Positive Signal: Lone protons carry messages between cells
Roundworms need protons to poop.
New research shows that protons released by roundworms’ intestines trigger surrounding muscles to contract, causing the worm to defecate. The discovery marks the first time that scientists have found protons transmitting signals between cells.
The research also adds new support to the idea that protons might relay electrical signals in the human brain.
“A proton acting as a transmitter between cells was pretty unexpected,” says Erik Jorgensen, lead scientist on the study at the University of Utah in Salt Lake City. “This is a fundamental subatomic particle, so it was a little hard to imagine it performing that role.”
Normally, signals between cells are carried by multi-atom molecules with specific shapes that fit into corresponding receptor molecules. A proton is what’s left when a hydrogen atom is stripped of its electron; it’s about 1/100,000th the size of the original atom.
In spite of their tiny size and lack of a characteristic shape, protons already were known to activate receptors on the surfaces of some nerve cells. These receptors, called acid-sensing ion channels (ASICs), allow pain nerves to sense the ambient concentration of protons—in other words, the pH. That’s why touching strong acid burns.
Jorgensen’s team found an ASIC-like receptor on the muscle cells surrounding the gut of the roundworm Caenorhabditis elegans. Previous studies by other researchers had shown that the worms’ intestines pump protons into the space next to the muscles, and Jorgensen and his colleagues wondered whether these protons could be causing muscle contraction by binding to the receptors.
Blocking the new receptor in one experiment caused the worms to become constipated, the team reports in the Jan. 11 Cell. In another experiment with working receptors, manually adding protons into the space adjacent to the muscles caused them to contract.
The study “supports the idea that protons can function in intercellular signaling, which is exciting,” comments John A. Wemmie of the University of Iowa in Iowa City.
Wemmie and his colleagues previously showed that removing proton receptors in the brains of mice impaired the animals’ learning and memory. Human brains also have proton-sensing ASIC receptors as well as proton pumps, so Jorgensen and others suspect that protons might carry signals between nerve cells in mammalian brains.
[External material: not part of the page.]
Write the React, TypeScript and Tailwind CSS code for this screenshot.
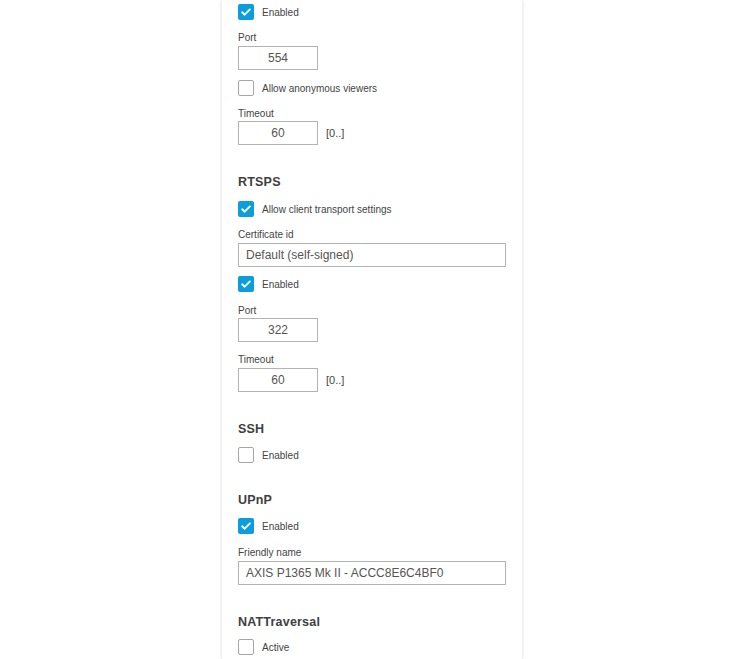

If so, protons would join the short list of fast-acting neurotransmitters, which work by opening pores in the surfaces of nerves and letting electrically charged particles flow through, resulting in an electrical impulse. Slow-acting neurotransmitters, which are more numerous, cause a metabolic change in the recipient nerves instead of an electrical one.
“Those fast neurotransmitters are an elite group,” Jorgensen says. “There’s not a lot of them.”